Conducting research online (2024)

How to research online

Knowing how to effectively search for and sort through information can make browsing the web safer and more productive. Teachers and parents can model to children and young people how to use search effectively and how to select trustworthy sources online. Find out more.

Text-based search

Text-based web searches are still the most popular way we find things online. We type keywords and phrases into a search bar, and the search engine provides a list of results based on those search terms.

Modern search engines use complex algorithms to rank the pages they show to you in terms of relevance, popularity and links to trustworthy sites.

With text-based searches you can:

  • search a range of websites simply, quickly and accurately in an intuitive way
  • control and refine your search results through advanced search.

Advanced search

Children and young people can struggle to find exactly the information they need when faced with the vast amount of content online. Teachers should show them how to use Google's advanced search terms to help them find exactly what they're looking for when using search engines.

Keyword tips

Follow these keyword search tips to help students find the right information:

  • Use specific search terms. Choose ancient Greek pottery rather than pottery when researching for an assignment on ancient Greece.
  • Add quote marks to search for exact phrases. For example, searching 2020 Olympic Games "high jump" results will restrict your search to pages where the words 'high jump' are found next to each other.
  • Use the minus symbol (-) to exclude a word from your search. Searching jaguar speed -car will bring the big cat to the top of search results, rather than the car.
  • Use the asterisk symbol (*) as a wildcard or when searching for different spelling variations. You could search tallest*in the world to see all results about the tallest objects in the world. You could also search for parliament* and the search results will show you all the variations on the word parliament (parliaments, parliamentary, parliamentarian, etc).
  • Refine your search even further by searching for information on a particular site. Consider site: news to find news that only comes from the ABC.

Combine different search types. Use the 5 must-have Google search tips for students for more help.

Image search

There are 2 ways you can search for pictures using a search engine like Google Images. You can use:

  • words – by typing keywords into the search bar
  • an image – by uploading a picture into the search bar, rather than text, called a reverse image search.

Using a reverse image search, you can find:

  • original and unmodified versions of the image
  • other versions in different sizes and file types
  • similar images, images with similar objects or websites with similar objects
  • sites where the image can be found
  • information about the image such as the location and the creator.

Reverse image search is a tool you can use to tell the difference between real and fake images.

Advice for teachers about the use of AI in schools

Learners and educators in our system need to be prepared for a future where artificial intelligence (AI) is part of everyday life.  

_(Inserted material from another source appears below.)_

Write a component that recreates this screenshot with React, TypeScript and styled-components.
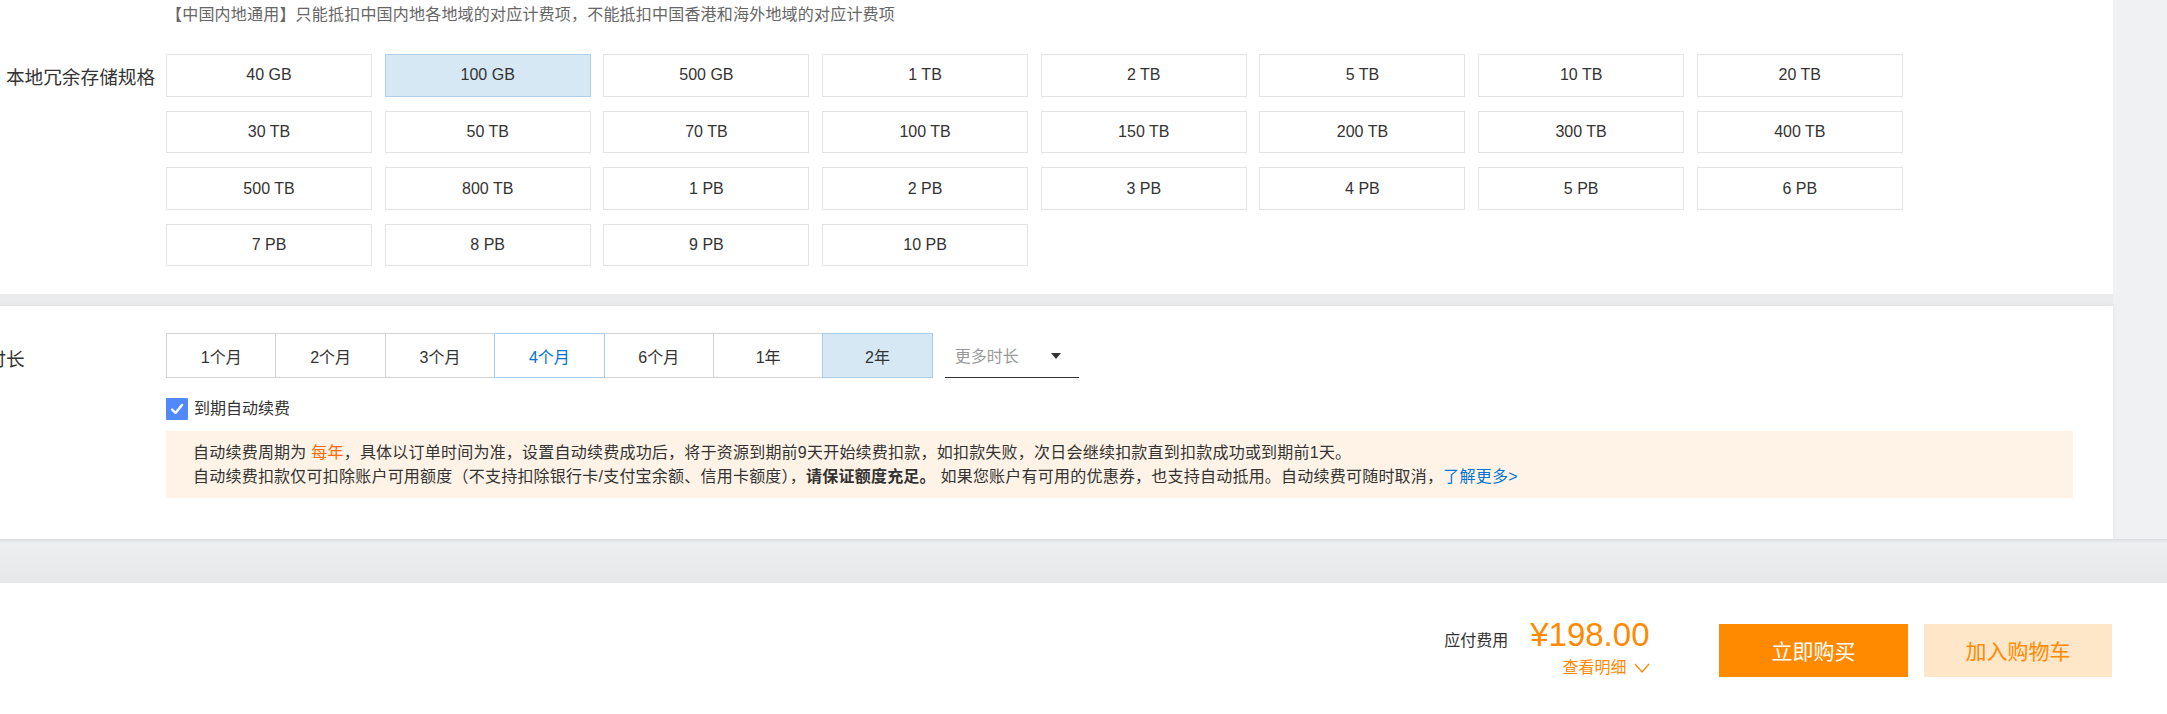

The NSW Department of Education led work across Australia to develop the Australian Framework for Generative AI in Schools. The framework seeks to guide the responsible and ethical use of generative AI tools in ways that benefit students, schools and society. To learn more, visit AI in education.

Read what a STEM expert says about AI in education in what teachers need to know about AI.

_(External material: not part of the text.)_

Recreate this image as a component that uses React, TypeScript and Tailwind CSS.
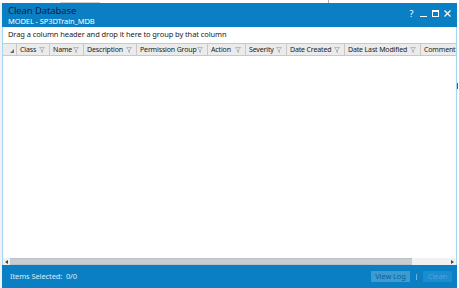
import React from 'react';

const columns = [
  { label: 'Class', w: 33 },
  { label: 'Name', w: 34 },
  { label: 'Description', w: 53 },
  { label: 'Permission Group', w: 71 },
  { label: 'Action', w: 38 },
  { label: 'Severity', w: 41 },
  { label: 'Date Created', w: 58 },
  { label: 'Date Last Modified', w: 76 },
  { label: 'Comment', w: 60 },
];

const Funnel = () => (
  <svg width="6" height="6" viewBox="0 0 6 6" className="shrink-0">
    <path d="M0.5 0.5 H5.5 L3.5 3 V5.5 L2.5 5 V3 Z" fill="none" stroke="#a9adb3" strokeWidth="0.8" />
  </svg>
);

const App = () => {
  return (
    <div className="w-[459px] h-[288px] bg-white overflow-hidden flex flex-col" style={{ fontFamily: '"Noto Sans", "Open Sans", sans-serif' }}>
      {/* bit of the window behind */}
      <div className="h-[3px] flex relative">
        <div className="ml-[60px] w-[40px] border-b border-[#d0d0d0]" />
        <div className="ml-[228px] w-px bg-[#b0b0b0]" />
      </div>

      <div className="flex flex-1 min-h-0">
        <div className="w-[2px] bg-[#f2f2f2]" />
        <div className="w-[455px] flex flex-col">
          {/* title bar */}
          <div className="h-[24px] bg-[#0a7fc4] flex items-start justify-between pl-[6px] pr-[6px]">
            <div className="flex flex-col pt-[1px]">
              <span className="text-[9.5px] leading-[13px] text-[#0c2238] tracking-[-0.1px]">Clean Database</span>
              <span className="text-[7.5px] leading-[9px] text-white tracking-[-0.1px]">MODEL - SP3DTrain_MDB</span>
            </div>
            <div className="flex items-center gap-[5px] pt-[6px] text-white text-[9px] leading-none">
              <span className="w-[7px] text-center">?</span>
              <span className="w-[7px] h-[7px] flex items-end"><span className="w-[7px] h-[1.5px] bg-white" /></span>
              <span className="w-[7px] h-[7px] border border-white border-t-2" />
              <svg width="7" height="7" viewBox="0 0 7 7">
                <path d="M0.5 0.5 L6.5 6.5 M6.5 0.5 L0.5 6.5" stroke="white" strokeWidth="1.2" />
              </svg>
            </div>
          </div>

          {/* content */}
          <div className="flex-1 flex flex-col border-l border-r border-[#a6d6ee] bg-white min-h-0">
            <div className="h-[16px] flex items-center pl-[5px] text-[7.5px] text-[#222] tracking-[-0.1px]">
              Drag a column header and drop it here to group by that column
            </div>
            <div className="h-[13px] flex overflow-hidden bg-[#ebebeb] border-y border-[#c8c8c8]">
              <div className="w-[14px] shrink-0 flex items-end justify-end pr-[2px] pb-[2px] border-r border-[#c8c8c8]">
                <svg width="4" height="4" viewBox="0 0 4 4"><path d="M4 0 V4 H0 Z" fill="#6b6b6b" /></svg>
              </div>
              {columns.map((c) => (
                <div
                  key={c.label}
                  className="shrink-0 flex items-center justify-between pl-[3px] pr-[4px] border-r border-[#c8c8c8] text-[7px] text-[#222] leading-none whitespace-nowrap tracking-[-0.15px]"
                  style={{ width: c.w }}
                >
                  <span>{c.label}</span>
                  <Funnel />
                </div>
              ))}
            </div>
            <div className="flex-1" />
            {/* horizontal scrollbar */}
            <div className="h-[7px] flex items-stretch bg-[#f0f0f0]">
              <div className="w-[7px] flex items-center justify-center">
                <svg width="3" height="4" viewBox="0 0 3 4"><path d="M3 0 V4 L0 2 Z" fill="#444" /></svg>
              </div>
              <div className="w-[402px] bg-[#c9cdd1] border-y border-[#bcc1c5]" />
              <div className="flex-1" />
              <div className="w-[7px] flex items-center justify-center">
                <svg width="3" height="4" viewBox="0 0 3 4"><path d="M0 0 V4 L3 2 Z" fill="#444" /></svg>
              </div>
            </div>
          </div>

          {/* footer */}
          <div className="h-[23px] bg-[#0a7fc4] flex items-center justify-between pl-[8px] pr-[5px]">
            <span className="text-[7.5px] text-[#dbeaf5] tracking-[-0.1px]">Items Selected:&nbsp; 0/0</span>
            <div className="flex items-center">
              <div className="w-[39px] h-[11px] bg-[#3c9bd1] flex items-center justify-center text-[7.5px] text-[#0c5f93] tracking-[-0.1px]">View Log</div>
              <div className="w-px h-[6px] bg-[#6fb5de] ml-[6px] mr-[6px]" />
              <div className="w-[29px] h-[11px] bg-[#1b8ccd] flex items-center justify-center text-[7.5px] text-[#4aa6dc] tracking-[-0.1px]">Clean</div>
            </div>
          </div>
        </div>
        <div className="flex-1 bg-white flex flex-col">
          <div className="h-[80px]" />
          <div className="w-px h-[6px] bg-[#555]" />
        </div>
      </div>
    </div>
  );
};

export default App;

Finding trustworthy websites

Young people can make choices about the quality and trustworthiness of online information by asking questions about the sites on which they find it.

There are many strategies for evaluating sources of information.

You can use the following methods to find credible websites:

  • WWWDOT asks Who wrote it and what credentials do they have? Why was it written? When was it written or updated? Does it help meet my needs? Organisation of site and to-do list for the future
  • CARS considers credibility, accuracy, reasonableness and support
  • CRAAP tests currency, relevance, authority, accuracy and purpose.

Here are some concepts teachers can discuss with their students:

  • Many websites are not checked for accuracy, so you need to be a detective and think about what you’re reading.
  • Talk about reliable sources. Ask: Is it a well-known news source or information written by an expert?
  • Discuss what sites, people and organisations you think are trustworthy for you, and why.
  • Use comparison to check one website against another. If multiple trustworthy websites say the same thing, it's more likely the information is accurate. Wikipedia might be a good place to start, but is it possible to find another trustworthy site that backs up a Wikipedia page?
  • Check the domain name: a website that includes .gov should be associated with a government agency, and a website with .edu should be associated with an educational organisation.

Other domains such as .org and .net are no longer strongly regulated.